The Strait of Hormuz is back under blockade. Washington and Tehran may label what is happening in the strait however they wish, but in reality, nearly no vessel wants to take risks right now. Therefore, traffic through Hormuz has again come to a halt, and the Americans have imposed a new blockade on Iranian shipping. It was also reported yesterday that Iran's allies, the Houthis, launched a large-scale strike against Saudi Arabia and threatened to blockade the Bab-el-Mandeb Strait. If the Strait of Hormuz is completely blocked and Bab-el-Mandeb joins in, oil prices could soar to $150-$200 per barrel. In our opinion, the world needs to learn how to do without energy supplies from the Middle East, and the countries in the Middle East need to learn how to export energy without relying on maritime routes.

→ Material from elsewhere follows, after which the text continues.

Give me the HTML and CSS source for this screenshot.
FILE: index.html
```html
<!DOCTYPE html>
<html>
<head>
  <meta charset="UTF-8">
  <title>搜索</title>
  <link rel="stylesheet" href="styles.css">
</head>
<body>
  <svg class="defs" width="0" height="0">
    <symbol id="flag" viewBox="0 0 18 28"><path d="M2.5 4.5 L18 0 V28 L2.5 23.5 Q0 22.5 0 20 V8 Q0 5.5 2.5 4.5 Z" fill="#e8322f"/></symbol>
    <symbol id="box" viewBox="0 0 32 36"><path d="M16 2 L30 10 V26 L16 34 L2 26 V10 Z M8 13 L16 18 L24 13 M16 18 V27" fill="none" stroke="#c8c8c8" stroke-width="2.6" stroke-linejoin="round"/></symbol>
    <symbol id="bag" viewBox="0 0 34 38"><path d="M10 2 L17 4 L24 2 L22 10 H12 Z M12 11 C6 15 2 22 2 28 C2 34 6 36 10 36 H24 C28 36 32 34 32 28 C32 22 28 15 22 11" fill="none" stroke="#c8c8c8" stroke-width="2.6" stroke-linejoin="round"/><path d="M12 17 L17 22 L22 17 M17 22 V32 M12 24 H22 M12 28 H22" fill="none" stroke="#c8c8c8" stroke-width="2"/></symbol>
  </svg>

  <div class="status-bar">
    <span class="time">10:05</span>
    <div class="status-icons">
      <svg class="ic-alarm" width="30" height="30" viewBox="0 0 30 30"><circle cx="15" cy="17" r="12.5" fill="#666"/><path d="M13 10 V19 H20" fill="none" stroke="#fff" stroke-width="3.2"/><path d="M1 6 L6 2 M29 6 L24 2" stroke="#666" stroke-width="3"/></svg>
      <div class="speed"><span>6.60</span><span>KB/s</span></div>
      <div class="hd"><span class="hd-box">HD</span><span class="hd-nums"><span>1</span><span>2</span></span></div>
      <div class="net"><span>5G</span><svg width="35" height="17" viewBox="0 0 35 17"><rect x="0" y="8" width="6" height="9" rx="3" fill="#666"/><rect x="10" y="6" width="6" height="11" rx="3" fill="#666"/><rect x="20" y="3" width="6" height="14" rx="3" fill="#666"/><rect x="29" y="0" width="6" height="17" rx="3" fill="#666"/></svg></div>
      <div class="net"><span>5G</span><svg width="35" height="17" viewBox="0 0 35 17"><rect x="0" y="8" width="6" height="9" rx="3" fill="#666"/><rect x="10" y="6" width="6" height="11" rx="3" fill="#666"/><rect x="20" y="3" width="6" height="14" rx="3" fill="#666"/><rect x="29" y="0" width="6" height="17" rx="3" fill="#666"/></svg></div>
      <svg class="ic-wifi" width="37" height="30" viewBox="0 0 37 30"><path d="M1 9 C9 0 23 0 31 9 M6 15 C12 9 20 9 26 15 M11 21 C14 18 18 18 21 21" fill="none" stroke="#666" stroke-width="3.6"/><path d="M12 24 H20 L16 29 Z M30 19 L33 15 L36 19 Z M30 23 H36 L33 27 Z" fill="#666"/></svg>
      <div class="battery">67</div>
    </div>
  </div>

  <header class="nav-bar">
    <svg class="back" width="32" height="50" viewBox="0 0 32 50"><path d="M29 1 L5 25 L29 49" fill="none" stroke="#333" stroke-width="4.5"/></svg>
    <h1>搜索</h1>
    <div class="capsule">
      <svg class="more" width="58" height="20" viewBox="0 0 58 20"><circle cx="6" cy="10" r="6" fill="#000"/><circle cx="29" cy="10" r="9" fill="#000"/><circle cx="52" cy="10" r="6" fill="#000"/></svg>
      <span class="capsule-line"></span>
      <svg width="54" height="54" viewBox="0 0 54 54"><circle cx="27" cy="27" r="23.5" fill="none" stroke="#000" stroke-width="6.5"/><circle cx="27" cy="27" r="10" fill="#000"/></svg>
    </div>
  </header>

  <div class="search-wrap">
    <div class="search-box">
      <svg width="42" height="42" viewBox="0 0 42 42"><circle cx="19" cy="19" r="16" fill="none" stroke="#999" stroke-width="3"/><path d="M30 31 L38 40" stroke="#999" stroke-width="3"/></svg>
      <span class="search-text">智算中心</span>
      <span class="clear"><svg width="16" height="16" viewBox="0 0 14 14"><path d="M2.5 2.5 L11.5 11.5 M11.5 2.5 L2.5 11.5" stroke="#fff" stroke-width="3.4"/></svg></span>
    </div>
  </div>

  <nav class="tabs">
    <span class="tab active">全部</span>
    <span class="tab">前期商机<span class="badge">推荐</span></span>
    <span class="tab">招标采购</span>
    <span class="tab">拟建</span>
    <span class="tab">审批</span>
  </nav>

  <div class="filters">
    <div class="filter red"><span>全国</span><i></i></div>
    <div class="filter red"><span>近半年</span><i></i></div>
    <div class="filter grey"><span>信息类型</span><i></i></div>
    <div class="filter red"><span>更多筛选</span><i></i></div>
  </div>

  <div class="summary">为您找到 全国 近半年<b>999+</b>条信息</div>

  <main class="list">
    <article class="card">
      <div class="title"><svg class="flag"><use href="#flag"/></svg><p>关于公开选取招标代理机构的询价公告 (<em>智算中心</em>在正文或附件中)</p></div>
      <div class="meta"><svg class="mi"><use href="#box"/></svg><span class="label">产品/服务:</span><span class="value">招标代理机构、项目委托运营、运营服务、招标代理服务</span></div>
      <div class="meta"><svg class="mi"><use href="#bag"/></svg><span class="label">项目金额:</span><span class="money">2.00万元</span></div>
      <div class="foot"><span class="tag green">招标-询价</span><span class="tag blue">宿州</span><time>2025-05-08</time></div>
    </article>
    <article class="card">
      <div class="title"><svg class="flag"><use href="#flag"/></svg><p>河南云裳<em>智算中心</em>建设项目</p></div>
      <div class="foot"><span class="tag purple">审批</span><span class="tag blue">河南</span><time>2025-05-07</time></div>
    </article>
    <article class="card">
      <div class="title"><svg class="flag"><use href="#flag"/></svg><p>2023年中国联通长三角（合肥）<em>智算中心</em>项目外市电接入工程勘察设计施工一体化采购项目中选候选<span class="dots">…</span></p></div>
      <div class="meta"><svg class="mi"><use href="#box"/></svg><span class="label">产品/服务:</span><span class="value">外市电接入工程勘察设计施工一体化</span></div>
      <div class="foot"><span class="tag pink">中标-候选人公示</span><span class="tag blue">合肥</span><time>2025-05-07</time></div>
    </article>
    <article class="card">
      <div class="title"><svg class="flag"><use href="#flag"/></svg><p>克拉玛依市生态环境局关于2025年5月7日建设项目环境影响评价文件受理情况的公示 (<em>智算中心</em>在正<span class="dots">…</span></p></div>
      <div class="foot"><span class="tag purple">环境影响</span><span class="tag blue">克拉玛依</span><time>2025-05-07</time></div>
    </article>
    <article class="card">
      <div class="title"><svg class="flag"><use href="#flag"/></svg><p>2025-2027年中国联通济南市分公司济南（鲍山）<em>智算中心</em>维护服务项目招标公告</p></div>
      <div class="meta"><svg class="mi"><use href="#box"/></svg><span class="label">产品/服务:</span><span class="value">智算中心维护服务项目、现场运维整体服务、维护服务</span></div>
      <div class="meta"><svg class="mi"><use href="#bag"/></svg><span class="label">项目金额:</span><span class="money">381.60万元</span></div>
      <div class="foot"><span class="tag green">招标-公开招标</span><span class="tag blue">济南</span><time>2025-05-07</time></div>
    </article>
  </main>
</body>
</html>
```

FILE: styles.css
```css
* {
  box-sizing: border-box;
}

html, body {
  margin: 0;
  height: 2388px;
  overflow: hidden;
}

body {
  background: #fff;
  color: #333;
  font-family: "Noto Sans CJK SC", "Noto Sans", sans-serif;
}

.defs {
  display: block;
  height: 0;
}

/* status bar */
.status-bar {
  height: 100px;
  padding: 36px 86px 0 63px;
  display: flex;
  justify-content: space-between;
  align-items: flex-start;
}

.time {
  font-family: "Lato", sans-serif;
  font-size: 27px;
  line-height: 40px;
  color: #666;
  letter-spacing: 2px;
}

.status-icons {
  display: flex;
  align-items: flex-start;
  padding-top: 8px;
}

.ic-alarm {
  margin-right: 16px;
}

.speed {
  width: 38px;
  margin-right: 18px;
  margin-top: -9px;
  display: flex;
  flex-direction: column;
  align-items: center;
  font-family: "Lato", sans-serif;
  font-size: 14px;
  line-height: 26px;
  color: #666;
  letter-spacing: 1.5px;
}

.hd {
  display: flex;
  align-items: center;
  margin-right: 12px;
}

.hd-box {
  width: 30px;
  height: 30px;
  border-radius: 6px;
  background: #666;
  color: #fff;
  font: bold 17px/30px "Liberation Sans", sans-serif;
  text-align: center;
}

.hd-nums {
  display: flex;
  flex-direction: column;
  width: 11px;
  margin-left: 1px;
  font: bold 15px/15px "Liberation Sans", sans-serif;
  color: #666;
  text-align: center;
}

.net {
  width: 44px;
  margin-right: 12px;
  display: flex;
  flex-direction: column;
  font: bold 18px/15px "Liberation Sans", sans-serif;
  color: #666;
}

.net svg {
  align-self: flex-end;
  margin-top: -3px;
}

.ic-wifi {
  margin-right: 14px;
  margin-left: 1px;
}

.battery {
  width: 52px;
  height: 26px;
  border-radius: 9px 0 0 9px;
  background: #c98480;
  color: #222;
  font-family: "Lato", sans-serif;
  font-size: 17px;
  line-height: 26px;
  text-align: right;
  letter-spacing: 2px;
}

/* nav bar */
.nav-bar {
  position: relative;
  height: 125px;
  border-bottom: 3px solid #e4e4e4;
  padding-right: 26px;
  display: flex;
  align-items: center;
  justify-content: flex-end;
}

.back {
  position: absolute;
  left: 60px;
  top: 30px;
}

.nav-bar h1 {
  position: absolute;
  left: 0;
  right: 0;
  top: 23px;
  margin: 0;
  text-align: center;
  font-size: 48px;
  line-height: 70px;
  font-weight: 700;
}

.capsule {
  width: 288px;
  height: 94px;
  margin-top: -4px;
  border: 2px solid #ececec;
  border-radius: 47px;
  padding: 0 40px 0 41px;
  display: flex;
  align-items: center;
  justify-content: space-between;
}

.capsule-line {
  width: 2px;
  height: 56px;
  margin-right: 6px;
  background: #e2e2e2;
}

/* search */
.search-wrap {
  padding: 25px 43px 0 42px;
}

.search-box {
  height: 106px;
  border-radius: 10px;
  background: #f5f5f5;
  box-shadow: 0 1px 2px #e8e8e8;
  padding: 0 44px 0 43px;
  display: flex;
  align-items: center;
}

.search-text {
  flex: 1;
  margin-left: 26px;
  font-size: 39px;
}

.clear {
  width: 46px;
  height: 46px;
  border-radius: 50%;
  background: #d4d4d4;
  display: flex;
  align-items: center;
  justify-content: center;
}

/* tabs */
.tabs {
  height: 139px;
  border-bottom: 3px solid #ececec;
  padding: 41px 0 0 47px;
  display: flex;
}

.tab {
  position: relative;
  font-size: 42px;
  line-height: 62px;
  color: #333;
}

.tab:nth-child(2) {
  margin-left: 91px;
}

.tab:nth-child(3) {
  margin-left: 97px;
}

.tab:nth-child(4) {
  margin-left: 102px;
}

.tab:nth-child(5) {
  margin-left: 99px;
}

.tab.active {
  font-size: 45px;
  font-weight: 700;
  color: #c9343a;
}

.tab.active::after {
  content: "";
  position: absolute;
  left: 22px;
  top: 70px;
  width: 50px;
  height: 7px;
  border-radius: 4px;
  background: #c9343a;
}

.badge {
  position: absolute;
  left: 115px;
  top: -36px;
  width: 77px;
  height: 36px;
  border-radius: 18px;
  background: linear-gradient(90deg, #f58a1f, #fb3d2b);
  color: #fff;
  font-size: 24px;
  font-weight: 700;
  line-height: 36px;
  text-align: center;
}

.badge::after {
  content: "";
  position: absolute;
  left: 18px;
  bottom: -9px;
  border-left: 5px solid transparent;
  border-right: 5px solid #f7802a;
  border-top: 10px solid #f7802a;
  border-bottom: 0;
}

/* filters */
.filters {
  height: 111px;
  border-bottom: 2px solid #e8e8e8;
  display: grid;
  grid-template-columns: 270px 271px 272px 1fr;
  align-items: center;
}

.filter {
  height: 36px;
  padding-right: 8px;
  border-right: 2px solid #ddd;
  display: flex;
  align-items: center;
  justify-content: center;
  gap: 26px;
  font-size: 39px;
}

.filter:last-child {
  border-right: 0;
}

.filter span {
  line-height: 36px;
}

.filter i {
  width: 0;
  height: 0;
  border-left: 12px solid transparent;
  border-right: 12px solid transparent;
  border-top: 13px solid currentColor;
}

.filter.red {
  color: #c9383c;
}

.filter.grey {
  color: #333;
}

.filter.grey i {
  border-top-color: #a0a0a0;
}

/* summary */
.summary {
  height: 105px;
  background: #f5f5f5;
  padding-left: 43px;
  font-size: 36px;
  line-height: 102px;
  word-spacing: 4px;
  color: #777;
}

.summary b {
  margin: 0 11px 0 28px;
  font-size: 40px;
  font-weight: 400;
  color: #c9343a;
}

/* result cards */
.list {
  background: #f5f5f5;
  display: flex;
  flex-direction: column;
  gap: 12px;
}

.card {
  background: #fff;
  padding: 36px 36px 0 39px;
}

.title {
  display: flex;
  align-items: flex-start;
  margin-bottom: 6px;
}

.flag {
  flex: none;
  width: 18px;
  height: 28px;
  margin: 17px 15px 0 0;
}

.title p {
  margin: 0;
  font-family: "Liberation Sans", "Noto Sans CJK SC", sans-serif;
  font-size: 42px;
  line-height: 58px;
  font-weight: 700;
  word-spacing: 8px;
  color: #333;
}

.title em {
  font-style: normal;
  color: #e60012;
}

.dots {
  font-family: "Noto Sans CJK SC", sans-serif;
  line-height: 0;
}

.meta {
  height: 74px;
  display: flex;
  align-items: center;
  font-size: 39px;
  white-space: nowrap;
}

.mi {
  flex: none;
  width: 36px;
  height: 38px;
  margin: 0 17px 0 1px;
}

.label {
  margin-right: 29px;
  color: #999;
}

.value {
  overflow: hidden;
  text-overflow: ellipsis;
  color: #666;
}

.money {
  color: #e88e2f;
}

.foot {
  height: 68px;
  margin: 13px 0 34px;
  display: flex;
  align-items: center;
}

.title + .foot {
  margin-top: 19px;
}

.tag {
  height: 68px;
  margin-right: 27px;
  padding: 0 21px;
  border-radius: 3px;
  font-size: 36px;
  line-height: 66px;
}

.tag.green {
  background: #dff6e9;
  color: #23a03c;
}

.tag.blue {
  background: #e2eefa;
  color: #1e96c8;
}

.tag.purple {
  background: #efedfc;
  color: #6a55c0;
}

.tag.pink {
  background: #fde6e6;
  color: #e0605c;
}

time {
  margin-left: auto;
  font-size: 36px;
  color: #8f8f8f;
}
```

It is worth noting that the market has reacted little to the new escalation in the Middle East. Why? We have discussed this many times before. The shelf life of this factor has long expired. The market cannot trade based on war in the region for months or years. However, war in the region can also provoke market movements through other factors. For example, if the Strait of Hormuz remains blocked and the Bab-el-Mandeb Strait also becomes involved, it is clear that oil prices will skyrocket, and inflation will rise along with them. In this case, central banks will have to take "hawkish" measures, and the market will pay the most attention to the Fed. Thus, the U.S. dollar might continue to rise not due to geopolitics but due to the Fed's tightening of monetary policy. Although we honestly do not believe in this scenario, considering the market has already priced in all bullish factors for the dollar.
The average volatility of the EUR/USD currency pair over the last five trading days as of July 15 is 54 pips, which is considered "average." We expect the pair to move between 1.1372 and 1.1480 on Wednesday. The upper regression channel is directed downward, indicating a continuation of the bearish trend. The CCI indicator has entered the oversold territory and has formed two bullish divergences, warning of a possible end to the downward trend.
The EUR/USD pair maintains a downward trend, presumably a correction within a global upward trend, as is clearly seen on the daily or weekly timeframe. The global fundamental backdrop for the dollar remains negative, but in 2026, first geopolitics and then the Fed's hawkish stance have provided strong support for the U.S. currency. When the price is below the moving average, consider short positions targeting 1.1372 and 1.1353. Above the moving average line, long positions with targets of 1.1475 and 1.1536 are relevant. Bears are currently extremely strong for no visible reason.